Ich erinnere mich, als ich in den 70er Jahren für den „Kleinen Unterschied“, mein drittes Buch, recherchierte. Da saß ich in einem Münchner Arbeiterviertel bei einer Frau um die Vierzig am Küchentisch. Sie redete und redete. Der erste Satz war: „Ich bin glücklich!“. Ich sagte nichts und ließ sie weiterreden. Eine halbe Stunde später fing sie an zu weinen. „Was soll ich denn tun?“, schrie sie fast. „Ich habe drei Kinder, keinen Beruf, kaum Kontakte. Soll ich aus dem Fenster springen?“ So ist das. Wenn man keine Wahl hat, hat man verständlicherweise Tendenz, sich etwas vorzumachen. Sonst wäre das ja kaum auszuhalten.

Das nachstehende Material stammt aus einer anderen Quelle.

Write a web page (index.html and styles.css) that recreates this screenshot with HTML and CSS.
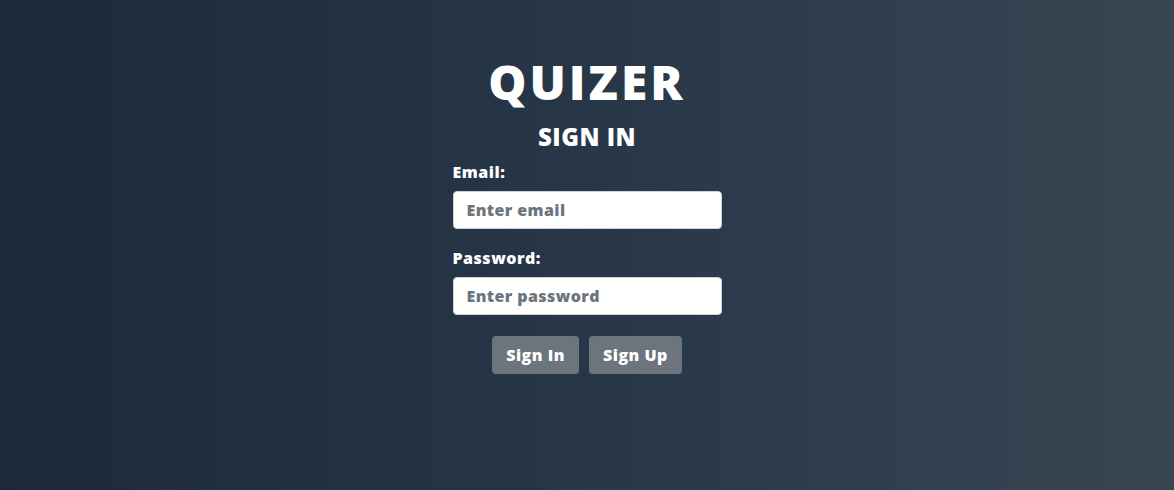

Verschärfend kommt hinzu, dass man in Deutschland seit vielen Jahren die Prostitution so verharmlost, als sei sie „ein Beruf wie jeder andere“. Und dann rutscht eben auch eine Frau wie du da rein, macht das ein paar Jahre, spürt zunehmend deutlicher, wie die Seele Schaden nimmt – und kommt immer schwerer raus.
Und dann ist da ein zweites Problem, selbst für eine bewusste junge Frau wie dich, die in Berlin lebt: Es gibt hierzulande kaum Beratung und Hilfe zum Ausstieg. Selbst Projekte, die von der Politik Geld für „Ausstiegsberatung“ kassieren, verharmlosen die Realität der Prostitution und raten so manches Mal in Wahrheit zum Einstieg. Das ist eine makabere Situation.
Liebe Vivien, solltest du aussteigen wollen, melde dich bitte bei uns. Vielleicht können wir einen Rat geben.
Ich wünsche dir Kraft. Kraft zum Ausstieg!